CF-ACV: Fast-ACV Based on Context and Geometry Fusion for Stereo Matching

Xurong Wang, Zhuohao Gong, Wenxin Hu, Qianqian Wang, Zixuan Shangguan, Ziyuan Wen

Published: 01 Jan 2024, Last Modified: 13 May 2025SmartIoT 2024EveryoneRevisionsBibTeXCC BY-SA 4.0

Abstract: Stereo matching is a crucial technique in stereo depth estimation, and developing a method that is both fast and highly accurate is essential for achieving real-time and accurate stereo matching on mobile devices. The Context and Geometry Fusion (CGF) module can adaptively fuse context and geometric information, thereby enabling more effective cost aggregation and enhancing stereo matching accuracy and calculation speed.

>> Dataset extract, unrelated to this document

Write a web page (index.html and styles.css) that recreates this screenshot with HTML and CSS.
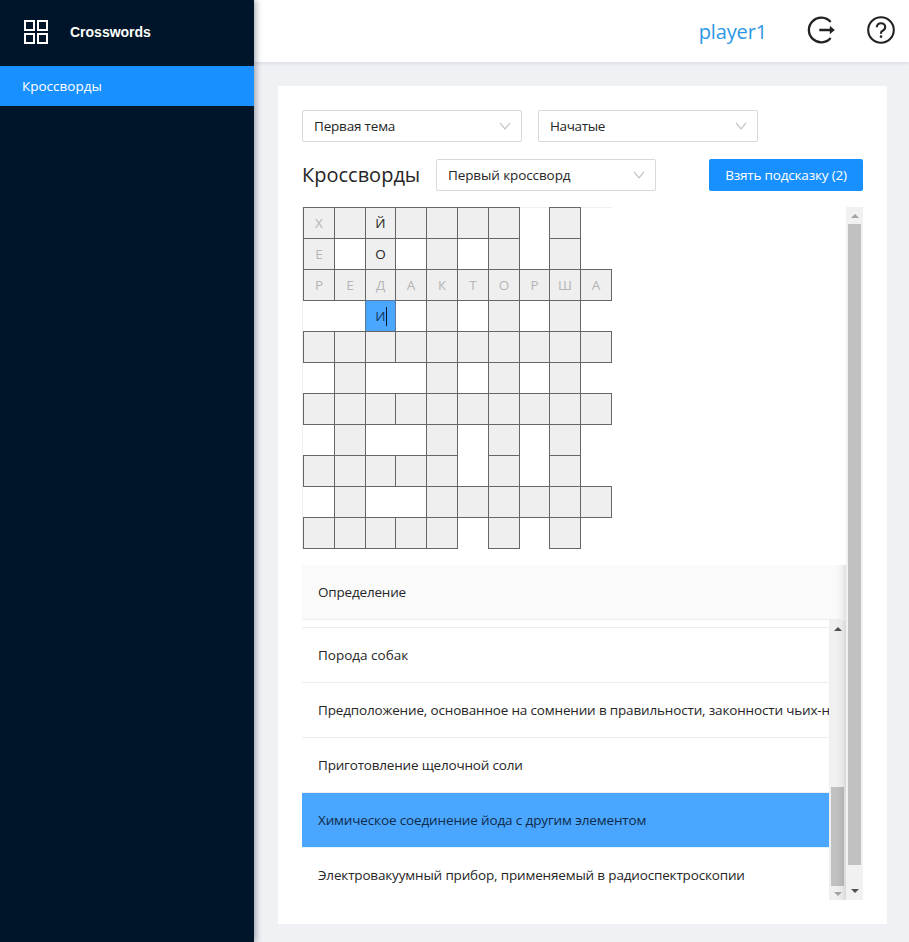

Fast-ACV, a streamlined version of ACV, is designed to reduce computational costs and increase processing speed, albeit with some performance trade-offs. To balance the need for both speed and accuracy in stereo matching, this paper proposes the CF-ACV stereo matching method based on the CGF module and Fast-ACV. This approach achieves higher accuracy while maintaining rapid computation. The model was evaluated on the Scene Flow, KITTI2012, and KITTI2015 datasets. The results demonstrated that our model consistently outperforms Fast-ACV across all three datasets. Notably, on the KITTI dataset, our model surpasses most of real-time state-of-the-art stereo matching networks. The 3-all, 3-noc, EPE-all, and EPE-noc of CF-ACV tested on KITTI2012 were 2.05%, 1.68%, 0.5, and 0.5, respectively. The D-bg, D1-fg, and D1-all tested on KITTI2015 were 1.81 %, 3.31 %, and 2.07%, respectively. Meanwhile, the CF-ACV has a faster runtime (29ms) on the KITTI dataset than Fast-ACV and most of real-time state-of-the-art methods. These results demonstrate that the proposed CF-ACV method can achieve excellent stereo matching performance while maintaining high computational speed.